▽
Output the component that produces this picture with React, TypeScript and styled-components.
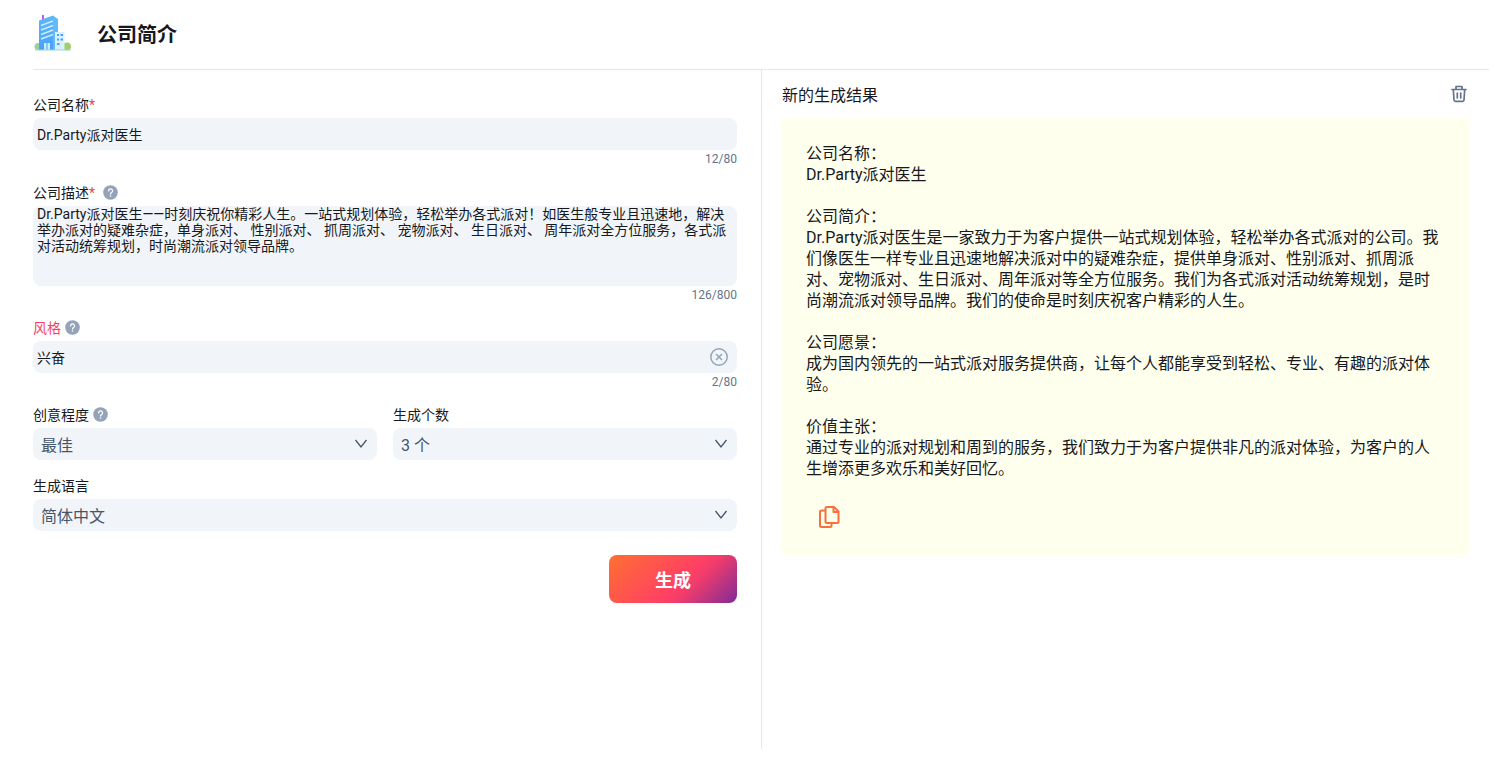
△
▽
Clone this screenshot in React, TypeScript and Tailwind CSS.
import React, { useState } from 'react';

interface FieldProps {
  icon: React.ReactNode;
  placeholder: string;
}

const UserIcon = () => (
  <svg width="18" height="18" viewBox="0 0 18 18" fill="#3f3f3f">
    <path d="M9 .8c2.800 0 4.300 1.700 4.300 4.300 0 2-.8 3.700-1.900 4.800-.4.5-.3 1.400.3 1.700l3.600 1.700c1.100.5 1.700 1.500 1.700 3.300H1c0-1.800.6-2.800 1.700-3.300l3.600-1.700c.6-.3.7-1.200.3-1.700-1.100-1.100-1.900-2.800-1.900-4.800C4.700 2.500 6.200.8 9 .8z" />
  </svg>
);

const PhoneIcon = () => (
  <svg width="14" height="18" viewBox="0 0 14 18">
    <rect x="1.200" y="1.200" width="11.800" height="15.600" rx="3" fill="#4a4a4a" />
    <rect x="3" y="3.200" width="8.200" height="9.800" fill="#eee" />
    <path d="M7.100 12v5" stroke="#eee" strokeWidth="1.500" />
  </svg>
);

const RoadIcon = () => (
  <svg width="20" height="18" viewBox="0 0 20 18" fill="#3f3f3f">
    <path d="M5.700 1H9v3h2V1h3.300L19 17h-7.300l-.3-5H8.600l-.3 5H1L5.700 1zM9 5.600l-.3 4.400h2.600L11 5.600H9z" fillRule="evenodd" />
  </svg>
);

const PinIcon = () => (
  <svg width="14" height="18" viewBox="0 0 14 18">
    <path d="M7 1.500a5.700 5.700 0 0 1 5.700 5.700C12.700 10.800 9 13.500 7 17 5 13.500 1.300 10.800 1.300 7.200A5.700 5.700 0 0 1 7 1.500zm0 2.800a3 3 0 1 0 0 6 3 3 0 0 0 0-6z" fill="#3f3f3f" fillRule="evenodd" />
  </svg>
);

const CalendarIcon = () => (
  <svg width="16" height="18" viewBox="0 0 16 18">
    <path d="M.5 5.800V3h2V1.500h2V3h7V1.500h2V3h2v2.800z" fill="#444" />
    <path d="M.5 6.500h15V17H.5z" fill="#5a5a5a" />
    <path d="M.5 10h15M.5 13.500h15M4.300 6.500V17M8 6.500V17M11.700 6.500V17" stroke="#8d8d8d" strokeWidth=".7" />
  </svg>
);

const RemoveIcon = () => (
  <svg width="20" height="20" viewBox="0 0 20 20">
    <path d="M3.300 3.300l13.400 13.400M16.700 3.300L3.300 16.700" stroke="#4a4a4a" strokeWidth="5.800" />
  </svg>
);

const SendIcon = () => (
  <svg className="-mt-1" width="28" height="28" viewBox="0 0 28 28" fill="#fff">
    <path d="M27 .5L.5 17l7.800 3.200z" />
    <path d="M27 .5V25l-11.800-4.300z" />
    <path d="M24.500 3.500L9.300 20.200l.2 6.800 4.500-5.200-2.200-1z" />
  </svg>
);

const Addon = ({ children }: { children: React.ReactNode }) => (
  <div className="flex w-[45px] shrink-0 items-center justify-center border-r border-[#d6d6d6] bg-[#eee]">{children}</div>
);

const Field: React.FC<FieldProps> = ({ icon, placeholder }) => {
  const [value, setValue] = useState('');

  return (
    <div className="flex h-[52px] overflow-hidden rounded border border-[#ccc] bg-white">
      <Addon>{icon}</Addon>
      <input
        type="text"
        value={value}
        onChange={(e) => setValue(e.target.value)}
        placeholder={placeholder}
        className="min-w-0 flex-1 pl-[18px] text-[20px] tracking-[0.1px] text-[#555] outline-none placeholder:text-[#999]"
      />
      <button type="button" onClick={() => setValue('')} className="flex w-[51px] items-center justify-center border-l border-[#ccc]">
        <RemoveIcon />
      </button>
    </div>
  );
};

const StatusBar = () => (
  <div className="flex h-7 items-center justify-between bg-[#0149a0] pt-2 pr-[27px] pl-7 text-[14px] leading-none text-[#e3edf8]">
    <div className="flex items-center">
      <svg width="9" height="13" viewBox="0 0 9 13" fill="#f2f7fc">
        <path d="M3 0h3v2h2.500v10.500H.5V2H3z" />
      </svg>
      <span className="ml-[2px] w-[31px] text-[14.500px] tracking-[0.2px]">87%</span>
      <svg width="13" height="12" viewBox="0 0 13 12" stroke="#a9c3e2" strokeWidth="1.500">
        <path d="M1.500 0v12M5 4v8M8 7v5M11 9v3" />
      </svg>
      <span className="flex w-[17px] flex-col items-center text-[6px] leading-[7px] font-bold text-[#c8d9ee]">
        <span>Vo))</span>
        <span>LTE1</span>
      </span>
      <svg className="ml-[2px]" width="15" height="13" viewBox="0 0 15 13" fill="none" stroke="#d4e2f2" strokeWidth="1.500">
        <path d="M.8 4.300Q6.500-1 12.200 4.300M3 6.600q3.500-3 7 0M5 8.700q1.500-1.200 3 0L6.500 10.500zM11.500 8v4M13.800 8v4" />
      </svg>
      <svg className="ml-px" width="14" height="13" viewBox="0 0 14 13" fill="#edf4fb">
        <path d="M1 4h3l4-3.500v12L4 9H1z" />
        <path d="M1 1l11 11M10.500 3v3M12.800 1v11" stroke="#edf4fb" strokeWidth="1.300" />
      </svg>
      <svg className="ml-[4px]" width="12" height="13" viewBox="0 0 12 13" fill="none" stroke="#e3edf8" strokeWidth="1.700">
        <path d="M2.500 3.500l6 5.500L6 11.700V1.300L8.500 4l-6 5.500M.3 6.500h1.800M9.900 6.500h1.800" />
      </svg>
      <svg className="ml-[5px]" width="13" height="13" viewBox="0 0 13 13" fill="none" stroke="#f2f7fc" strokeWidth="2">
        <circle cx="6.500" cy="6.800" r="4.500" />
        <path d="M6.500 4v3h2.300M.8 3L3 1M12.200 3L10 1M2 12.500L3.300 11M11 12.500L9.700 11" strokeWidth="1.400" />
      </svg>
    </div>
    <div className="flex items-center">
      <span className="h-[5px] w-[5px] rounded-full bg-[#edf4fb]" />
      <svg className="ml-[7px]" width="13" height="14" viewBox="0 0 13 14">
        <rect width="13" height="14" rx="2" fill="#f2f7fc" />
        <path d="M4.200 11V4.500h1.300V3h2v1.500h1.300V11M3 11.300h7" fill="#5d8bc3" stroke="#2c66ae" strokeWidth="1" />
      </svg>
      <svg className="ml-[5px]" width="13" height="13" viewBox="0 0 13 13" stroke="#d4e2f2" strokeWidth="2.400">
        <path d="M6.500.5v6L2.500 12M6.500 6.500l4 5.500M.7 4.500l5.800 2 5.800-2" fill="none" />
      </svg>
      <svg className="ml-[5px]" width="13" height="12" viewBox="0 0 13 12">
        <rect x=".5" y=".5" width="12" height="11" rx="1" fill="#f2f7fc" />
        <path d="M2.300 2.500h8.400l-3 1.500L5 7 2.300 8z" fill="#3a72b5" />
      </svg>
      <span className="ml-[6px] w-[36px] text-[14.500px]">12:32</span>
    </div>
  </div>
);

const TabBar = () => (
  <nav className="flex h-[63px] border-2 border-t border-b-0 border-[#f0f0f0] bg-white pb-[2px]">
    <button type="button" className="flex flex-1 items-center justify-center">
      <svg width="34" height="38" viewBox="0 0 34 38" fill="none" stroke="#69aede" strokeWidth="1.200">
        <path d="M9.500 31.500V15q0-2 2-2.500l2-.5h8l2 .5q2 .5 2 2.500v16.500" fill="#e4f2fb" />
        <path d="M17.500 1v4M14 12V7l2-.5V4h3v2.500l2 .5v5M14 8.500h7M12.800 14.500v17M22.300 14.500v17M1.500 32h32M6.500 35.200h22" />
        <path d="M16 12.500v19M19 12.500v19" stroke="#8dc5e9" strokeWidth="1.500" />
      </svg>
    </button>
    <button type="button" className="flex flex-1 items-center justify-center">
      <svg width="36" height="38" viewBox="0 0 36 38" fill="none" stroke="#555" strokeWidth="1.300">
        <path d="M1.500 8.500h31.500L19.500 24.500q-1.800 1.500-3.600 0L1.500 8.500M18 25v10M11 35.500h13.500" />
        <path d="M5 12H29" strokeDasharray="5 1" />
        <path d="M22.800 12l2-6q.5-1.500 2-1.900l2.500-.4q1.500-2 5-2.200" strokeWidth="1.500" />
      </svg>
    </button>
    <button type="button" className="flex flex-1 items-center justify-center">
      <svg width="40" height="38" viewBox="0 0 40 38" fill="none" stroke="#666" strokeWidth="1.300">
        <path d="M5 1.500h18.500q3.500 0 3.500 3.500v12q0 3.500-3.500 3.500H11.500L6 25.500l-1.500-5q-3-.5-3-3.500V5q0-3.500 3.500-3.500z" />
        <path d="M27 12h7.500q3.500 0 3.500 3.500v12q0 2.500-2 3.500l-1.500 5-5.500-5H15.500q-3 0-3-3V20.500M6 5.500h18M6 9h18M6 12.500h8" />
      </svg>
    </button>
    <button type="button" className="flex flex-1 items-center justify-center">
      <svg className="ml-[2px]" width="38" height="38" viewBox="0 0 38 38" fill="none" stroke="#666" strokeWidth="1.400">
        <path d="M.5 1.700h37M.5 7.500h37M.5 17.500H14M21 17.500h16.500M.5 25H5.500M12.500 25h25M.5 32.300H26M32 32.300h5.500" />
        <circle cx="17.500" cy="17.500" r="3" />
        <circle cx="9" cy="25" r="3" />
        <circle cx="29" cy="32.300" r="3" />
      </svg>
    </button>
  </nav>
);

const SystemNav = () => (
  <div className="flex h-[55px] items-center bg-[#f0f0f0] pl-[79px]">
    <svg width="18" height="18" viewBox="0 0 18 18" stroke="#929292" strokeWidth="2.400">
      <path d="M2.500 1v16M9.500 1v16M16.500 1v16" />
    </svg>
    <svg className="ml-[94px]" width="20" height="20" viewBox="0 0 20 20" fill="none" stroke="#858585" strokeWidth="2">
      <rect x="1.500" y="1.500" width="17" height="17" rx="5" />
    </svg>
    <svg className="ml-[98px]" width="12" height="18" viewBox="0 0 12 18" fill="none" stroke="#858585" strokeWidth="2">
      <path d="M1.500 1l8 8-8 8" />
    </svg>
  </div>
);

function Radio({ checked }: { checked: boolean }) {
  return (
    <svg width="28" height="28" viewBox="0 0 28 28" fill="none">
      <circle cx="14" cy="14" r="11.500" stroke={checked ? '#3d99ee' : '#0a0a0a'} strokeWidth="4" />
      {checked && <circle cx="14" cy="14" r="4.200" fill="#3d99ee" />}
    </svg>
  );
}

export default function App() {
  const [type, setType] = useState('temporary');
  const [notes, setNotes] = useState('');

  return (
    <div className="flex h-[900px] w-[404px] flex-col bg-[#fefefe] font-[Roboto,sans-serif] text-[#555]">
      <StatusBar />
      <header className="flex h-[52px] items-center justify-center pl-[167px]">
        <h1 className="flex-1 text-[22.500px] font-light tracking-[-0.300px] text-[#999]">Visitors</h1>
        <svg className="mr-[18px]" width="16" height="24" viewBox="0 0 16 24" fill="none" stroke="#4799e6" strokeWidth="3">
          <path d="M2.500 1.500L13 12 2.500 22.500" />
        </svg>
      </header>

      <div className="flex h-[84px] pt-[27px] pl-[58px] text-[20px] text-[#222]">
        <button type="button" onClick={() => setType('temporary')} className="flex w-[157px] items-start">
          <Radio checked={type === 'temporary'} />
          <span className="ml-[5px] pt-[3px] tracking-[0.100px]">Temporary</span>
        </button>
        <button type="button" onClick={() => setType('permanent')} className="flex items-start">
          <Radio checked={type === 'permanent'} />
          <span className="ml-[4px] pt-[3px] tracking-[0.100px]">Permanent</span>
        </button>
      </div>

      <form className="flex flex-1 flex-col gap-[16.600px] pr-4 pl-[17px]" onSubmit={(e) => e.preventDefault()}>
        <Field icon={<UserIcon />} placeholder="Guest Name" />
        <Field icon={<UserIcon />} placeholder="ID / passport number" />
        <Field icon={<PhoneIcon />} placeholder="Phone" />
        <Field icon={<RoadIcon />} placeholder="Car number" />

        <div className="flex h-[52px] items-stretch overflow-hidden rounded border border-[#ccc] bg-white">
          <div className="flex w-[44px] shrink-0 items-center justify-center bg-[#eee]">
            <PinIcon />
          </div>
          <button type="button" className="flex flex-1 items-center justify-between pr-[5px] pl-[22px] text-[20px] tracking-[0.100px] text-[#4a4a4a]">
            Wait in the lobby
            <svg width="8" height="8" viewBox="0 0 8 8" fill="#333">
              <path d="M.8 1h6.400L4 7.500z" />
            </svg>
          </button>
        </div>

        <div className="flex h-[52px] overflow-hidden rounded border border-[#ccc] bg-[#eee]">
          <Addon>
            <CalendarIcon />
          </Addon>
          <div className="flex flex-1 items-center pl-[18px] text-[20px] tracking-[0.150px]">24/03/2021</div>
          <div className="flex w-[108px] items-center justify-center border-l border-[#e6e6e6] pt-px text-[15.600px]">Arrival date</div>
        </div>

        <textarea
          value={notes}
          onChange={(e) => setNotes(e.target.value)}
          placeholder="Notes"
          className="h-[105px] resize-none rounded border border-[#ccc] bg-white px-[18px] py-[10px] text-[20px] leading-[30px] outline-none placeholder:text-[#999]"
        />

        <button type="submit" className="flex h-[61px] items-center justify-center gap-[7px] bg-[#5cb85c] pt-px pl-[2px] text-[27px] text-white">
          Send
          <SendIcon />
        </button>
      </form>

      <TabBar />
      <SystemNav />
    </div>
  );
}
△
▶ **Task**: From the records above, pull out every line containing the word "React".

▶ **The solution**:
Output the component that produces this picture with React, TypeScript and styled-components.
Clone this screenshot in React, TypeScript and Tailwind CSS.
import React, { useState } from 'react';
  icon: React.ReactNode;
const Addon = ({ children }: { children: React.ReactNode }) => (
const Field: React.FC<FieldProps> = ({ icon, placeholder }) => {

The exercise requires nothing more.